The HAPIfork still isn’t available for sale, but it’s making progress: on April 17, HAPIlabs launched a Kickstarter campaign to raise the $100,000 it needs to proceed. (More than $48,000 has already been pledged as I write.) One day before that, I got to try out a prototype unit myself, during a Vietnamese lunch in San Francisco with Jacques Lepine (the fork’s creator), Andrew Carton and Fabrice Boutain of HAPIlabs.
(Side note: if you owned a Palm Treo smartphone back in the day, as I did, you may remember Carton as the proprietor of the wonderful Treonauts, one of the first and best blogs devoted entirely to one tech product.)
I’m close to an ideal prospective HAPIfork customer. I know that I usually eat at too brisk a clip, and it bugs me. Without reading research on the subject, I suspect I could take off at least a few pounds if I slowed my roll. And as a gadget nerd, I just like the idea of a fork equipped with technology such as Bluetooth, microUSB and a capacitive sensor — or at least I’m willing to give it a try without going into reflexive snark mode.
At first glance the HAPIfork does look odd and ungainly — except for the tines themselves, it resembles an electric toothbrush. You also need to turn it on before you start chowing down. (The battery, rechargable through the USB port, lasts for two weeks.) But as I ate with it, it felt fine in my hand and I didn’t feel too self-conscious.
Which is not to say that I forgot I was using a most unusual fork. That was the whole point of the meal, and the subject of most of the table conversation. I was keenly aware that my goal was to wait at least ten seconds between bites, so I rarely set off the vibrating reminder to slow down. (It’s mild indeed — neither painful nor startling — and you can adjust the desired interval between bites.) The experience, while interesting, wasn’t quite a real-world test.
But I did get a sense of how well the HAPIfork’s tech worked. For the most part, it did exactly what it’s designed to do: the fork detects when it makes contact with your mouth, times the intervals and rattles briefly if appropriate. The only malfunction occurred when I ate some noodles — as they flopped around, they sometimes confused the fork and caused false-positive vibrations. HAPIlabs says that a software update will fix this glitch.

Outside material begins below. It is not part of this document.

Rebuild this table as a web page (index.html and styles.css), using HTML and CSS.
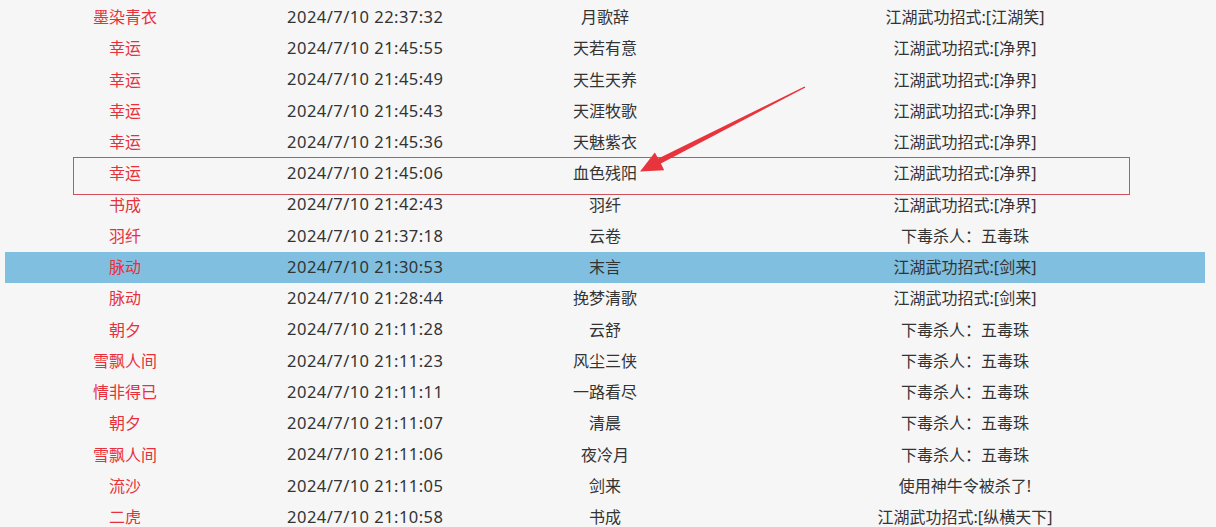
FILE: index.html
```html
<!DOCTYPE html>
<html lang="zh-CN">
<head>
<meta charset="utf-8">
<title>击杀记录</title>
<link rel="stylesheet" href="styles.css">
</head>
<body>
<div class="page">
  <div class="table">
    <div class="row"><span class="c name">墨染青衣</span><span class="c time">2024/7/10 22:37:32</span><span class="c who">月歌辞</span><span class="c how">江湖武功招式:[江湖笑]</span></div>
    <div class="row"><span class="c name">幸运</span><span class="c time">2024/7/10 21:45:55</span><span class="c who">天若有意</span><span class="c how">江湖武功招式:[净界]</span></div>
    <div class="row"><span class="c name">幸运</span><span class="c time">2024/7/10 21:45:49</span><span class="c who">天生天养</span><span class="c how">江湖武功招式:[净界]</span></div>
    <div class="row"><span class="c name">幸运</span><span class="c time">2024/7/10 21:45:43</span><span class="c who">天涯牧歌</span><span class="c how">江湖武功招式:[净界]</span></div>
    <div class="row"><span class="c name">幸运</span><span class="c time">2024/7/10 21:45:36</span><span class="c who">天魅紫衣</span><span class="c how">江湖武功招式:[净界]</span></div>
    <div class="row"><span class="c name">幸运</span><span class="c time">2024/7/10 21:45:06</span><span class="c who">血色残阳</span><span class="c how">江湖武功招式:[净界]</span></div>
    <div class="row"><span class="c name">书成</span><span class="c time">2024/7/10 21:42:43</span><span class="c who">羽纤</span><span class="c how">江湖武功招式:[净界]</span></div>
    <div class="row"><span class="c name">羽纤</span><span class="c time">2024/7/10 21:37:18</span><span class="c who">云卷</span><span class="c how">下毒杀人：五毒珠</span></div>
    <div class="row selected"><span class="c name">脉动</span><span class="c time">2024/7/10 21:30:53</span><span class="c who">末言</span><span class="c how">江湖武功招式:[剑来]</span></div>
    <div class="row"><span class="c name">脉动</span><span class="c time">2024/7/10 21:28:44</span><span class="c who">挽梦清歌</span><span class="c how">江湖武功招式:[剑来]</span></div>
    <div class="row"><span class="c name">朝夕</span><span class="c time">2024/7/10 21:11:28</span><span class="c who">云舒</span><span class="c how">下毒杀人：五毒珠</span></div>
    <div class="row"><span class="c name">雪飘人间</span><span class="c time">2024/7/10 21:11:23</span><span class="c who">风尘三侠</span><span class="c how">下毒杀人：五毒珠</span></div>
    <div class="row"><span class="c name">情非得已</span><span class="c time">2024/7/10 21:11:11</span><span class="c who">一路看尽</span><span class="c how">下毒杀人：五毒珠</span></div>
    <div class="row"><span class="c name">朝夕</span><span class="c time">2024/7/10 21:11:07</span><span class="c who">清晨</span><span class="c how">下毒杀人：五毒珠</span></div>
    <div class="row"><span class="c name">雪飘人间</span><span class="c time">2024/7/10 21:11:06</span><span class="c who">夜冷月</span><span class="c how">下毒杀人：五毒珠</span></div>
    <div class="row"><span class="c name">流沙</span><span class="c time">2024/7/10 21:11:05</span><span class="c who">剑来</span><span class="c how">使用神牛令被杀了!</span></div>
    <div class="row"><span class="c name">二虎</span><span class="c time">2024/7/10 21:10:58</span><span class="c who">书成</span><span class="c how">江湖武功招式:[纵横天下]</span></div>
  </div>
  <div class="mark-box"></div>
  <svg class="mark-arrow" width="1216" height="527" viewBox="0 0 1216 527" aria-hidden="true">
    <polygon points="805.4,87.6 660.9,163.4 664.2,170.2 640,171.5 654.8,152.4 658.3,158.5 804.6,86.4" fill="#e8343c"/>
  </svg>
</div>
</body>
</html>
```

FILE: styles.css
```css
html, body {
  margin: 0;
  padding: 0;
  background: #f6f6f6;
}

body {
  font-family: "Noto Sans", "Noto Sans CJK SC", sans-serif;
  font-size: 16px;
  color: #333333;
  overflow: hidden;
}

.page {
  position: relative;
  width: 1216px;
  height: 527px;
  overflow: hidden;
}

.table {
  display: flex;
  flex-direction: column;
  padding: 1.5px 0 0 5px;
  width: 1200px;
}

.row {
  display: flex;
  height: 31.25px;
  align-items: center;
  line-height: 1;
}

.row.selected {
  background: #80bfdf;
}

.c {
  display: block;
  text-align: center;
  white-space: nowrap;
}

.name {
  width: 240px;
  color: #e8303a;
}

.time {
  width: 240px;
  font-size: 16.5px;
  letter-spacing: 0.45px;
  text-indent: 0.45px;
}

.who {
  width: 240px;
}

.how {
  width: 480px;
}

.mark-box {
  position: absolute;
  left: 73px;
  top: 157px;
  width: 1055px;
  height: 36px;
  border: 1px solid #d2505a;
}

.mark-arrow {
  position: absolute;
  left: 0;
  top: 0;
}
```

The fork sports Bluetooth, letting it zap the data it collects wirelessly to apps for iPhone and Android; you can also upload data to a PC via a USB cable. Once you’ve done one of these transfers, you can analyze stats such as how many bites you’re taking per meal and how often you take a bite without adequate pause. Even though HAPIfork’s software can’t tell you how many calories you’ve consumed, it should be able to help you drive that number down if you put your mind to it.
Making the HAPIfork work at all wasn’t easy. Inventor Lepine first started on the notion of a gadget to encourage slow eating back in 2004 and experimented with other approaches before focusing on the fork — and then spent years refining it. He hopes to use HAPIfork to collect aggregated data on its users’ eating style for study by experts.
HAPIlabs plans to ship HAPIforks to Kickstarter benefactors who pledge at least $89 in the third quarter of this year. Then it intends to begin selling them for $99 to other consumers. I’d like to give it a more extended test drive once it’s available.
And already, after just one meal, it’s had some impact on my eating. As I’ve consumed further food this week, sans HAPIfork, it’s still been on my mind — and I’ve been doing a better job of pacing myself. It would be pretty cool if it turns out that using a HAPIfork results in a permanent change to its users’ mealtime behavior, whether they’re eating with this idiosyncratic utensil or an old-fashioned piece of silverware.